What to work on -
Return each line of the data below verbatim; pictures are to be left out.

* * * * * * *

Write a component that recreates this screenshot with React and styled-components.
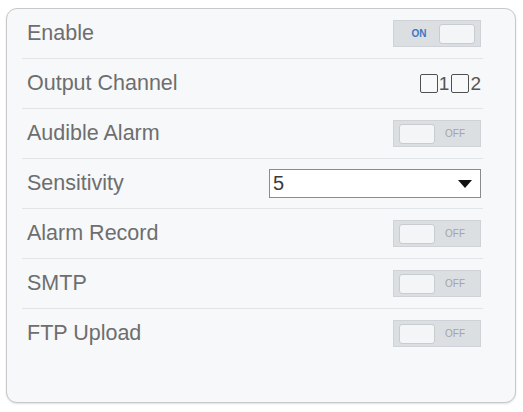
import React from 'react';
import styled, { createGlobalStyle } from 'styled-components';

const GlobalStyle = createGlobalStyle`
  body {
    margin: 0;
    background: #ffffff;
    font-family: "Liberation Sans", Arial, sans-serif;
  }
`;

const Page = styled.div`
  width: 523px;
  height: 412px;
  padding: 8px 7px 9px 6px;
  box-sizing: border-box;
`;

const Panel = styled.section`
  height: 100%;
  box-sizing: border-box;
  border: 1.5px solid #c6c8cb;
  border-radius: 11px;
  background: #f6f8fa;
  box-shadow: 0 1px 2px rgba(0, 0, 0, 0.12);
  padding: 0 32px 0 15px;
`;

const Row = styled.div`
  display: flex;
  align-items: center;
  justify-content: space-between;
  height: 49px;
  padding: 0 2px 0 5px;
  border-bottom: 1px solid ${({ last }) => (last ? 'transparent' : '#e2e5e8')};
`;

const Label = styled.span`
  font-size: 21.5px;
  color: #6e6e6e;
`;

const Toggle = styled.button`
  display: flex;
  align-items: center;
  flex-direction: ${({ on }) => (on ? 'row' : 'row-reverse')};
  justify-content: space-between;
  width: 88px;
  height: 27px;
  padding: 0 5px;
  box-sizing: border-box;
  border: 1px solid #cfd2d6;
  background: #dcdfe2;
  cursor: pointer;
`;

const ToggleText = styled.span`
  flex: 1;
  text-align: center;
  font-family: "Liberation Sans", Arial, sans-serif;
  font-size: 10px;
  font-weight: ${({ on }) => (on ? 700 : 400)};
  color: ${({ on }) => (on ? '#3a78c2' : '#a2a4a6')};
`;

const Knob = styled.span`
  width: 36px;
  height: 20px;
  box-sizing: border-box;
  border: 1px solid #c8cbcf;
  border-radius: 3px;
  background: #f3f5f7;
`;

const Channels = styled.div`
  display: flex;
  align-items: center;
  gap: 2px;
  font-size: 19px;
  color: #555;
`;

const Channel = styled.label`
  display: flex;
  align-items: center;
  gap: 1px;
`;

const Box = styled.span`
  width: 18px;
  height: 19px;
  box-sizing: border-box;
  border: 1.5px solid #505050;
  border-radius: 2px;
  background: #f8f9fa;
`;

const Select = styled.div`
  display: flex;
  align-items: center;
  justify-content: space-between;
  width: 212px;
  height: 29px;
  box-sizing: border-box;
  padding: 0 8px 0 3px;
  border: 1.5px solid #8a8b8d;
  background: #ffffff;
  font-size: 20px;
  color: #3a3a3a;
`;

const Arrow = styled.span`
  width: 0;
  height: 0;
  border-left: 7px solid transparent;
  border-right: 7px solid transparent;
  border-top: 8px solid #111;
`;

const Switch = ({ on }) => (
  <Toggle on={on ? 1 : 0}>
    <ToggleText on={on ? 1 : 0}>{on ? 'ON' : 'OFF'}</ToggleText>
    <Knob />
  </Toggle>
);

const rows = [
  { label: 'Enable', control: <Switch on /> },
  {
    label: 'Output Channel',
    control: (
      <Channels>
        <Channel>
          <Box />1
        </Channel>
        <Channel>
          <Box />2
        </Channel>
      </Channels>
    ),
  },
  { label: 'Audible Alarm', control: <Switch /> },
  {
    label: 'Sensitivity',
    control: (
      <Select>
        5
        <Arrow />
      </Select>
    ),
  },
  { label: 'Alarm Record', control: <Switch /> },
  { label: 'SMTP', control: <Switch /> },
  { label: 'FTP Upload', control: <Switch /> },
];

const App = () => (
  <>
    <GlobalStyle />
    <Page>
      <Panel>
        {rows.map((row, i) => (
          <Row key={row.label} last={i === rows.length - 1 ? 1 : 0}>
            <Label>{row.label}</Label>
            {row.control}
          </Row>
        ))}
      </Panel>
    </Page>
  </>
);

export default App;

* * * * * * *

Written solution -
Write a component that recreates this screenshot with React and styled-components.
import React from 'react';
import styled, { createGlobalStyle } from 'styled-components';

const GlobalStyle = createGlobalStyle`
  body {
    margin: 0;
    background: #ffffff;
    font-family: "Liberation Sans", Arial, sans-serif;
  }
`;

const Page = styled.div`
  width: 523px;
  height: 412px;
  padding: 8px 7px 9px 6px;
  box-sizing: border-box;
`;

const Panel = styled.section`
  height: 100%;
  box-sizing: border-box;
  border: 1.5px solid #c6c8cb;
  border-radius: 11px;
  background: #f6f8fa;
  box-shadow: 0 1px 2px rgba(0, 0, 0, 0.12);
  padding: 0 32px 0 15px;
`;

const Row = styled.div`
  display: flex;
  align-items: center;
  justify-content: space-between;
  height: 49px;
  padding: 0 2px 0 5px;
  border-bottom: 1px solid ${({ last }) => (last ? 'transparent' : '#e2e5e8')};
`;

const Label = styled.span`
  font-size: 21.5px;
  color: #6e6e6e;
`;

const Toggle = styled.button`
  display: flex;
  align-items: center;
  flex-direction: ${({ on }) => (on ? 'row' : 'row-reverse')};
  justify-content: space-between;
  width: 88px;
  height: 27px;
  padding: 0 5px;
  box-sizing: border-box;
  border: 1px solid #cfd2d6;
  background: #dcdfe2;
  cursor: pointer;
`;

const ToggleText = styled.span`
  flex: 1;
  text-align: center;
  font-family: "Liberation Sans", Arial, sans-serif;
  font-size: 10px;
  font-weight: ${({ on }) => (on ? 700 : 400)};
  color: ${({ on }) => (on ? '#3a78c2' : '#a2a4a6')};
`;

const Knob = styled.span`
  width: 36px;
  height: 20px;
  box-sizing: border-box;
  border: 1px solid #c8cbcf;
  border-radius: 3px;
  background: #f3f5f7;
`;

const Channels = styled.div`
  display: flex;
  align-items: center;
  gap: 2px;
  font-size: 19px;
  color: #555;
`;

const Channel = styled.label`
  display: flex;
  align-items: center;
  gap: 1px;
`;

const Box = styled.span`
  width: 18px;
  height: 19px;
  box-sizing: border-box;
  border: 1.5px solid #505050;
  border-radius: 2px;
  background: #f8f9fa;
`;

const Select = styled.div`
  display: flex;
  align-items: center;
  justify-content: space-between;
  width: 212px;
  height: 29px;
  box-sizing: border-box;
  padding: 0 8px 0 3px;
  border: 1.5px solid #8a8b8d;
  background: #ffffff;
  font-size: 20px;
  color: #3a3a3a;
`;

const Arrow = styled.span`
  width: 0;
  height: 0;
  border-left: 7px solid transparent;
  border-right: 7px solid transparent;
  border-top: 8px solid #111;
`;

const Switch = ({ on }) => (
  <Toggle on={on ? 1 : 0}>
    <ToggleText on={on ? 1 : 0}>{on ? 'ON' : 'OFF'}</ToggleText>
    <Knob />
  </Toggle>
);

const rows = [
  { label: 'Enable', control: <Switch on /> },
  {
    label: 'Output Channel',
    control: (
      <Channels>
        <Channel>
          <Box />1
        </Channel>
        <Channel>
          <Box />2
        </Channel>
      </Channels>
    ),
  },
  { label: 'Audible Alarm', control: <Switch /> },
  {
    label: 'Sensitivity',
    control: (
      <Select>
        5
        <Arrow />
      </Select>
    ),
  },
  { label: 'Alarm Record', control: <Switch /> },
  { label: 'SMTP', control: <Switch /> },
  { label: 'FTP Upload', control: <Switch /> },
];

const App = () => (
  <>
    <GlobalStyle />
    <Page>
      <Panel>
        {rows.map((row, i) => (
          <Row key={row.label} last={i === rows.length - 1 ? 1 : 0}>
            <Label>{row.label}</Label>
            {row.control}
          </Row>
        ))}
      </Panel>
    </Page>
  </>
);

export default App;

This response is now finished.